The long tail of Bitcoin
Much has been said about the slow, nearly flat, adoption rate of Bitcoin in 2014. Unfortunately, many of the writers are to embed in the existing paradigm to understand why Bitcoin is different from previous technologies and why this adoption rate isn’t troubling. The first distinguishing factor is that Bitcoin is a protocol and not a proprietary technology, like say Apple Pay. With a proprietary tech or even a technology promoted by a group of companies, they can artificially inflate or accelerate adoption by virtue of the money they pour into it via marketing or leveraging pre-existing market share. With few exceptions (most notably Bitpay and the Bitcoin Bowl), Bitcoin’s major players do not have the money to market Bitcoin more broadly. That’s why many of them, like Circle, are taking the approach of obscuring the Bitcoin technology behind their sales pitch. They also don’t have the existing market capture of an Apple or Visa.
Some might counter than Bitcoin is more like the Internet, a protocol that doesn’t need to be promoted in its own right because it will grow by virtue of its use by companies and the public not its promotion. While true, there is also a distinct difference. Companies wanting to play in the early days of the Internet were not saddle by oppressive regulations. The early Internet was a wild west and still for the most part remains of the least regulated industries. Companies playing in the Bitcoin space, however, must meet increasing scrutiny of a skeptical regulatory regime in what is one of the more heavily regulated industries, banking and finance.

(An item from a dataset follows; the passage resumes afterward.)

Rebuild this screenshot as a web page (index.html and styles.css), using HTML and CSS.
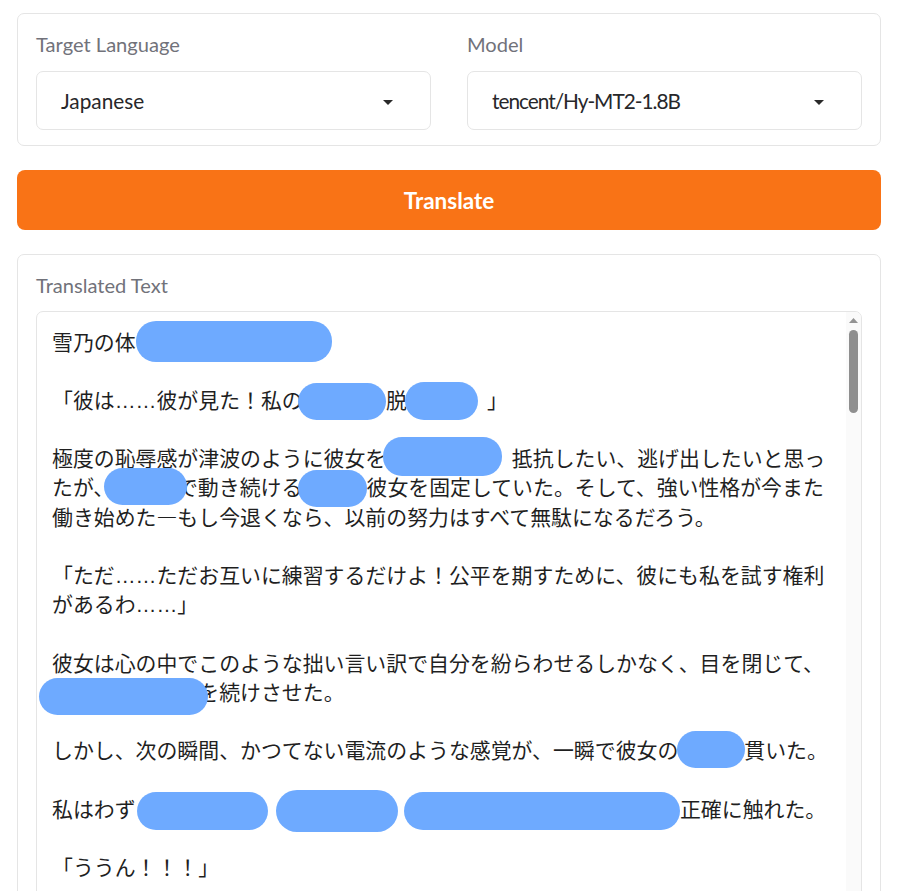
FILE: index.html
```html
<!DOCTYPE html>
<html lang="ja">
<head>
<meta charset="utf-8">
<title>Translator</title>
<link rel="stylesheet" href="styles.css">
</head>
<body>
<div class="page">
  <section class="card settings">
    <div class="field">
      <span class="label">Target Language</span>
      <div class="select">
        <span class="value">Japanese</span>
        <svg class="caret" width="10" height="5" viewBox="0 0 10 5"><path d="M0 0H10L5 5Z"/></svg>
      </div>
    </div>
    <div class="field">
      <span class="label">Model</span>
      <div class="select">
        <span class="value tight">tencent/Hy-MT2-1.8B</span>
        <svg class="caret" width="10" height="5" viewBox="0 0 10 5"><path d="M0 0H10L5 5Z"/></svg>
      </div>
    </div>
  </section>

  <button class="translate">Translate</button>

  <section class="card output">
    <span class="label">Translated Text</span>
    <div class="textarea">
      <div class="text">
        <div class="ln">雪乃の体<span class="rd r1"></span></div>
        <div class="ln"></div>
        <div class="ln">「彼は<span class="ell">……</span>彼が見た！私の<span class="rd r2a"></span>脱<span class="rd r2b"></span>」</div>
        <div class="ln"></div>
        <div class="ln">極度の恥辱感が津波のように彼女を<span class="rd r4"></span>抵抗したい、逃げ出したいと思っ</div>
        <div class="ln">たが、<span class="rd r5a"></span>で動き続ける<span class="rd r5b"></span>彼女を固定していた。そして、強い性格が今また</div>
        <div class="ln">働き始めた—もし今退くなら、以前の努力はすべて無駄になるだろう。</div>
        <div class="ln"></div>
        <div class="ln">「ただ<span class="ell">……</span>ただお互いに練習するだけよ！公平を期すために、彼にも私を試す権利</div>
        <div class="ln">があるわ<span class="ell">……</span>」</div>
        <div class="ln"></div>
        <div class="ln">彼女は心の中でこのような拙い言い訳で自分を紛らわせるしかなく、目を閉じて、</div>
        <div class="ln"><span class="rd r12"></span>を続けさせた。</div>
        <div class="ln"></div>
        <div class="ln">しかし、次の瞬間、かつてない電流のような感覚が、一瞬で彼女の<span class="rd r14"></span>貫いた。</div>
        <div class="ln"></div>
        <div class="ln">私はわず<span class="rd r16a"></span><span class="rd r16b"></span><span class="rd r16c"></span>正確に触れた。</div>
        <div class="ln"></div>
        <div class="ln">「ううん！！！」</div>
      </div>
      <div class="scrollbar">
        <svg class="arrow" width="9" height="5" viewBox="0 0 9 5"><path d="M4.5 0L9 5H0Z"/></svg>
        <div class="thumb"></div>
      </div>
    </div>
  </section>
</div>
</body>
</html>
```
FILE: styles.css
```css
html, body {
  margin: 0;
  padding: 0;
  height: 100%;
  overflow: hidden;
  background: #ffffff;
}

body {
  font-family: Lato, "Noto Sans CJK JP", sans-serif;
  color: #27272a;
}

.page {
  padding: 13px 40px 0 17px;
  display: flex;
  flex-direction: column;
  gap: 24px;
}

.card {
  border: 1px solid #e5e5e5;
  border-radius: 7px;
  background: #ffffff;
  padding: 17px 18px 15px;
}

.settings {
  display: grid;
  grid-template-columns: 1fr 1fr;
  column-gap: 36px;
}

.field {
  display: flex;
  flex-direction: column;
  gap: 14px;
}

.label {
  display: block;
  font-size: 20.1px;
  line-height: 26px;
  color: #71727a;
}

.select {
  box-sizing: border-box;
  height: 59px;
  border: 1px solid #e5e5e5;
  border-radius: 7px;
  padding: 0 37px 0 24px;
  display: flex;
  align-items: center;
  justify-content: space-between;
}

.value {
  font-size: 20.8px;
  line-height: 26px;
  color: #27272a;
}

.value.tight {
  letter-spacing: -1px;
}

.caret {
  fill: #2a2a2a;
  margin-top: 3px;
}

.translate {
  height: 60px;
  border: none;
  border-radius: 8px;
  background: #f97316;
  color: #ffffff;
  font-family: Lato, sans-serif;
  font-weight: 700;
  font-size: 22.5px;
  padding: 0;
  display: flex;
  align-items: center;
  justify-content: center;
}

.output {
  display: flex;
  flex-direction: column;
  gap: 13px;
  padding-bottom: 0;
}

.textarea {
  height: 640px;
  border: 1px solid #e5e5e5;
  border-radius: 7px;
  display: flex;
  overflow: hidden;
}

.text {
  flex: 1;
  padding: 14.5px 15px 0 15px;
  font-family: "Noto Sans CJK JP", sans-serif;
  font-size: 20.9px;
  line-height: 29.2px;
  color: #1f1f1f;
}

.ln {
  height: 29.2px;
  white-space: nowrap;
}

.ell {
  font-family: "Liberation Sans", sans-serif;
}

.scrollbar {
  width: 15px;
  background: #fafafa;
  display: flex;
  flex-direction: column;
  align-items: center;
}

.arrow {
  fill: #939393;
  margin-top: 6px;
}

.thumb {
  width: 9px;
  height: 83px;
  margin-top: 7px;
  border-radius: 4.5px;
  background: #8f8f8f;
}

/* redaction strokes */
.rd {
  display: inline-block;
  position: relative;
  height: 29.2px;
  vertical-align: top;
}

.rd::before {
  content: "";
  position: absolute;
  left: 0;
  right: 0;
  top: -3px;
  height: 38px;
  border-radius: 19px;
  background: #6eaaff;
}

.r1 { width: 196.4px; }
.r1::before { top: -5.5px; height: 41px; border-radius: 20px; }

.r2a { width: 83.2px; }
.r2a::before { left: -4.8px; top: -2px; height: 37px; }

.r2b { width: 80.1px; }
.r2b::before { left: -1.9px; right: 9px; top: -3px; }

.r4 { width: 125.6px; }
.r4::before { left: -3.4px; right: 10px; top: -6px; height: 39px; }

.r5a { width: 62.7px; }
.r5a::before { left: -10.7px; right: -9.6px; top: -4.5px; height: 37px; }

.r5b { width: 64.2px; }
.r5b::before { left: -4.8px; top: -2.5px; height: 37px; }

.r12 { width: 146.3px; }
.r12::before { left: -13px; right: -9.7px; top: 1px; height: 37px; }

.r14 { width: 66px; }
.r14::before { left: -1px; right: -1px; top: -4.3px; height: 37px; }

.r16a { width: 136.4px; }
.r16a::before { left: 1.4px; right: 4px; top: -1.7px; }

.r16b { width: 129px; }
.r16b::before { left: 4px; right: 3px; top: -3.7px; height: 42px; border-radius: 21px; }

.r16c { width: 279px; }
.r16c::before { left: 3px; right: 0; top: -1.7px; }
```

Some people keep looking for Bitcoin’s killer app. Money is Bitcoin’s (or the blockchain’s) killer app. The transfer of value unburden by the regulatory saddle is what makes Bitcoin useful. Unfortunately, any company wanting to promote, profit from and further Bitcoin reinjects that regulatory burden and removes the principle benefit of the technology. So how is Bitcoin going to grow?
Bitcoin shines by eliminating geographic boundaries. That may be because the sender and recipient are in different locations or because their base money is based on geography (issued by specific countries). As this benefit because apparent to people and businesses who suffer from market capture by intermediaries, they will gravitate to Bitcoin. Then, businesses that provide services to those people will begin taking Bitcoin in greater and greater numbers in order to take advantage of the spending power those users have. Unfortunately, this is not a quick growth curve. It will spread naturally through word of mouth and grass roots efforts. Bitcoin may take years to achieve any measurable market share and it will probably remain a niche market supporting those that most benefit from it.